### TASK DETAILS
Check each line of the listing below for the string "with", and copy the ones that have it.

### RECORDS FOR PROCESSING
----------------

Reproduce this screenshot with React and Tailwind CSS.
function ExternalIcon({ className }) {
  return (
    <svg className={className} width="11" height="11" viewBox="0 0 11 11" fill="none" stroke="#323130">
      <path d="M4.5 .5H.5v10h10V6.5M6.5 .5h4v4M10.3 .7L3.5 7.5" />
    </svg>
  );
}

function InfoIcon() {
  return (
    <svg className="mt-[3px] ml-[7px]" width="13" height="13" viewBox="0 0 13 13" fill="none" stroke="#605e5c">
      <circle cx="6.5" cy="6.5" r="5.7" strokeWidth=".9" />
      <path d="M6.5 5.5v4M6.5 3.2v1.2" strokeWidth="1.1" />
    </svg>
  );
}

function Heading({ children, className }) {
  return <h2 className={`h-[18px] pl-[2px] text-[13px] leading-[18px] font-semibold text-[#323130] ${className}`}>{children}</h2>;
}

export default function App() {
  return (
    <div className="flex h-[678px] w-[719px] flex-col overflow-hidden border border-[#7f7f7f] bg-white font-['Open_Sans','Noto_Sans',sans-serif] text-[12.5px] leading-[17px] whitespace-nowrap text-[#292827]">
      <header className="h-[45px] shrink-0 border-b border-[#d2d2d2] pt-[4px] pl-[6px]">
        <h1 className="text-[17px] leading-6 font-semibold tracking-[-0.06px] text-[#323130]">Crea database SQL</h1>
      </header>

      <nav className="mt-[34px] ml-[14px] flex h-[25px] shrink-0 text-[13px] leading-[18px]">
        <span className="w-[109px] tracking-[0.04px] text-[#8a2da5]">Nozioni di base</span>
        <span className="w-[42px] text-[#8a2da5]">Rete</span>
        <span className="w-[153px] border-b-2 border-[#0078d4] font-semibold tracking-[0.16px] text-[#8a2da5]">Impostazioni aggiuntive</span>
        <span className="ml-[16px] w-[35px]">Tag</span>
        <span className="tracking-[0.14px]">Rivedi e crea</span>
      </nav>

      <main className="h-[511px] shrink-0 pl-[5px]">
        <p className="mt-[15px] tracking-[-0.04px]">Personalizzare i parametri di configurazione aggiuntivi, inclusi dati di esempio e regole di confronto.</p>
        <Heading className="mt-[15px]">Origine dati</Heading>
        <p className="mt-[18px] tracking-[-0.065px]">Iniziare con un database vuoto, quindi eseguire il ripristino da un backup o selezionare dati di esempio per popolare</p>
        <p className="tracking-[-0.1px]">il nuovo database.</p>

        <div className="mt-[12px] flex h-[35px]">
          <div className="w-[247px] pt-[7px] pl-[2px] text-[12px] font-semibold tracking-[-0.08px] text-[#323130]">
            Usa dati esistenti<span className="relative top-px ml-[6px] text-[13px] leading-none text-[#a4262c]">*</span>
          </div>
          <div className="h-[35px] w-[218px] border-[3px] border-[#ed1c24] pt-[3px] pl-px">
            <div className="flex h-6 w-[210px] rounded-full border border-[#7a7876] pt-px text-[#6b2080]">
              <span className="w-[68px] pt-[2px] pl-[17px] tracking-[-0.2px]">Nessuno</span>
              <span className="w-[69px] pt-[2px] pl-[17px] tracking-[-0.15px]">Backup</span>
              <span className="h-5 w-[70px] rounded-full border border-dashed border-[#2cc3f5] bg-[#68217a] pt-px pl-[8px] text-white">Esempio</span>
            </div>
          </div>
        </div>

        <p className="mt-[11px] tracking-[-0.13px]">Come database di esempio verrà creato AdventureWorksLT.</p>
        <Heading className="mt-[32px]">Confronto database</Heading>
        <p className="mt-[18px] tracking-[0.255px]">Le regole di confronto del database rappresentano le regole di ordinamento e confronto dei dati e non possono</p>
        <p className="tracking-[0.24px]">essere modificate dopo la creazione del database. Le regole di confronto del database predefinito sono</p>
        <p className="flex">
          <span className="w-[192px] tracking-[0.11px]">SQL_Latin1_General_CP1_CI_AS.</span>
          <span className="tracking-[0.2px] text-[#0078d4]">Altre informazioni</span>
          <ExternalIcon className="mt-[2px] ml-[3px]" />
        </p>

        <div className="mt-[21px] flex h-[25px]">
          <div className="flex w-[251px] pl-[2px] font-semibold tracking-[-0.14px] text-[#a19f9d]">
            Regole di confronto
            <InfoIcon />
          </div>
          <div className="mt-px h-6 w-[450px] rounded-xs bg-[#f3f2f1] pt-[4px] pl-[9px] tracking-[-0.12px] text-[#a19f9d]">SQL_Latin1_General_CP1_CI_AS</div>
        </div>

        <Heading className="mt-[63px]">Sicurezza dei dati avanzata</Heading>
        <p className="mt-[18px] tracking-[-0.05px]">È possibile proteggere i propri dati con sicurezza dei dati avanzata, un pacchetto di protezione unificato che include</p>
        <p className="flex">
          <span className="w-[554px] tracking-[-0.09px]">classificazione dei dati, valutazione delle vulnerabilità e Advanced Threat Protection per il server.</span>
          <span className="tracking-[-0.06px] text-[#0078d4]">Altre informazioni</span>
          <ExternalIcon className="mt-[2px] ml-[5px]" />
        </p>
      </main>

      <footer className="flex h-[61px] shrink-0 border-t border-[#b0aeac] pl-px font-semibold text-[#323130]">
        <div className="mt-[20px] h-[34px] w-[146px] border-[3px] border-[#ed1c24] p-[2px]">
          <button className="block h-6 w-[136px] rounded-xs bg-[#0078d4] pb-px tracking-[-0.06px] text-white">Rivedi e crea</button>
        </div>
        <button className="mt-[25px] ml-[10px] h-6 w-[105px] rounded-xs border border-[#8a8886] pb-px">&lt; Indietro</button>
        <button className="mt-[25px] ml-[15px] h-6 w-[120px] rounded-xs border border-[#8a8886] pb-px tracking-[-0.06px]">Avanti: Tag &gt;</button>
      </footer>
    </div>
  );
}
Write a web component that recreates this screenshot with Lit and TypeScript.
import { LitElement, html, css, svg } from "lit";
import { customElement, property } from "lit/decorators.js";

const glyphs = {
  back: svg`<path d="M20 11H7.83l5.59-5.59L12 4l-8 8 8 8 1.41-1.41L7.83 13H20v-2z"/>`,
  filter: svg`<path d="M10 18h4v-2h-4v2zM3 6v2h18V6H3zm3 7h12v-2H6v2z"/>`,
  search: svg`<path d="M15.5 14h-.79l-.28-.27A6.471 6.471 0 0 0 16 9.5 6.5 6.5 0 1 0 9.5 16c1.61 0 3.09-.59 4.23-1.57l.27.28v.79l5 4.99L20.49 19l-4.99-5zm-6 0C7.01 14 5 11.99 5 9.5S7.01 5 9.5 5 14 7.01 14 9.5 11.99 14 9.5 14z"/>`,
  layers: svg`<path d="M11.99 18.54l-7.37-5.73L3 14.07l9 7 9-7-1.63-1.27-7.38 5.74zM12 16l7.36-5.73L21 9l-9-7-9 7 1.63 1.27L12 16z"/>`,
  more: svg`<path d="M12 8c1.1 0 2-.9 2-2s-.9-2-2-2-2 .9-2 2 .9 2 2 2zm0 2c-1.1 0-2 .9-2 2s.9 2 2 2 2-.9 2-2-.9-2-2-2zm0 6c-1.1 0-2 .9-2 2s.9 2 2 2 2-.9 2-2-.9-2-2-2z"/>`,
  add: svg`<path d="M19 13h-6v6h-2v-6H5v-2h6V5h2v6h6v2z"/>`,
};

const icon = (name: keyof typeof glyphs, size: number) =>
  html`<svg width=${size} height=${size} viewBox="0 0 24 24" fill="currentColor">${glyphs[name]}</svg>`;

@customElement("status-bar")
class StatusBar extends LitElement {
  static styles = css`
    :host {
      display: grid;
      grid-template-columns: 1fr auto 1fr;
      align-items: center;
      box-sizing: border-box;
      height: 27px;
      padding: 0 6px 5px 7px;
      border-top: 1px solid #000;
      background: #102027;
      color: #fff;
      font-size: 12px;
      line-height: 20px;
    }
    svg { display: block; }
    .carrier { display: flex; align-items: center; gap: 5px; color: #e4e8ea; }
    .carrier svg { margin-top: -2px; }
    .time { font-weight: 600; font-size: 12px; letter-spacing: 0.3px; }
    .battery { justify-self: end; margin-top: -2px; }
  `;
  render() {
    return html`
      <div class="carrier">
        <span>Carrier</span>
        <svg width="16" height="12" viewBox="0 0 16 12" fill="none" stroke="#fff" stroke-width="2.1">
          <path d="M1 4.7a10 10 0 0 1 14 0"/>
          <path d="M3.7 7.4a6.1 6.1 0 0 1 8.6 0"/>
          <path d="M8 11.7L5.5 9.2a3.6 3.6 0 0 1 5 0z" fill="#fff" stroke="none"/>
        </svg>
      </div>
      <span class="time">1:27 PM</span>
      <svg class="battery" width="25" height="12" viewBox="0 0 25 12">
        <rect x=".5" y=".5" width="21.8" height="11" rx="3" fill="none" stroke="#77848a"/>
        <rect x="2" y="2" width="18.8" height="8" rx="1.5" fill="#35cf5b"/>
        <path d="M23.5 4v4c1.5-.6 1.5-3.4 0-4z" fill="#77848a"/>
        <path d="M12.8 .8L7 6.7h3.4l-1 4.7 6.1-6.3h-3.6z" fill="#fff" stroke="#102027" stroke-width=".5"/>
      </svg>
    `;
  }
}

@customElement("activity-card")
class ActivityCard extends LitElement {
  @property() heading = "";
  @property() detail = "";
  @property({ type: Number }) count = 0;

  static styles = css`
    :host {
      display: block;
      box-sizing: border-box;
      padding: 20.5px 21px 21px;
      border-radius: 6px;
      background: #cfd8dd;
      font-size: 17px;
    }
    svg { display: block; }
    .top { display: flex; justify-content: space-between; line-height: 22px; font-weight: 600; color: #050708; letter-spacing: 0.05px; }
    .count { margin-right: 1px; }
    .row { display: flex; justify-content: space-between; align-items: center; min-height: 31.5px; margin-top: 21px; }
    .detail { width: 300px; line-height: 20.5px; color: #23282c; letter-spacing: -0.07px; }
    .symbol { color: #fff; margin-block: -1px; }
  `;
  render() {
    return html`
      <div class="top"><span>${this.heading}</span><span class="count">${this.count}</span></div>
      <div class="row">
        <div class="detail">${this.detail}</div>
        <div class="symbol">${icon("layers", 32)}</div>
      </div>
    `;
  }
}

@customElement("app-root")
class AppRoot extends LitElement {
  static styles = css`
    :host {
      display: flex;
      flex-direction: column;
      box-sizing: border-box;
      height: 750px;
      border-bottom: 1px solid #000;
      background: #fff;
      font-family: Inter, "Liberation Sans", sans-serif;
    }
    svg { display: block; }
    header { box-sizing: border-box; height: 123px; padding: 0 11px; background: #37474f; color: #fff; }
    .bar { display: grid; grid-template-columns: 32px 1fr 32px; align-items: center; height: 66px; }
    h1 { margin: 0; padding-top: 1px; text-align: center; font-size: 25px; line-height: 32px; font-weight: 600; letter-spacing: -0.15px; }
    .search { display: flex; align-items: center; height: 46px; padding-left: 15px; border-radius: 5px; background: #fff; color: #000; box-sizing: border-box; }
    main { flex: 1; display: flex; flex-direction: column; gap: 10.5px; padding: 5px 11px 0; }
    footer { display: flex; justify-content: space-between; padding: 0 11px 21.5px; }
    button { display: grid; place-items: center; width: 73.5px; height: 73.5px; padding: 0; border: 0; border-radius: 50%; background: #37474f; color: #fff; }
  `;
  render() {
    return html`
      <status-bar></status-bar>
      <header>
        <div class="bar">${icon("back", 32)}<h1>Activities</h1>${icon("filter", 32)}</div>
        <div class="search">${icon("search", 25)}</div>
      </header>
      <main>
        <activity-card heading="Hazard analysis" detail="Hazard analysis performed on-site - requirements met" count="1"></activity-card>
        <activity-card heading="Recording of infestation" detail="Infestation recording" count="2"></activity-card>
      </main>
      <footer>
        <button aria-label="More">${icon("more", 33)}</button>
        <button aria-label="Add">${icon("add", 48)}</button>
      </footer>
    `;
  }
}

----------------

### ANSWER FOR THIS EXERCISE
Reproduce this screenshot with React and Tailwind CSS.
Write a web component that recreates this screenshot with Lit and TypeScript.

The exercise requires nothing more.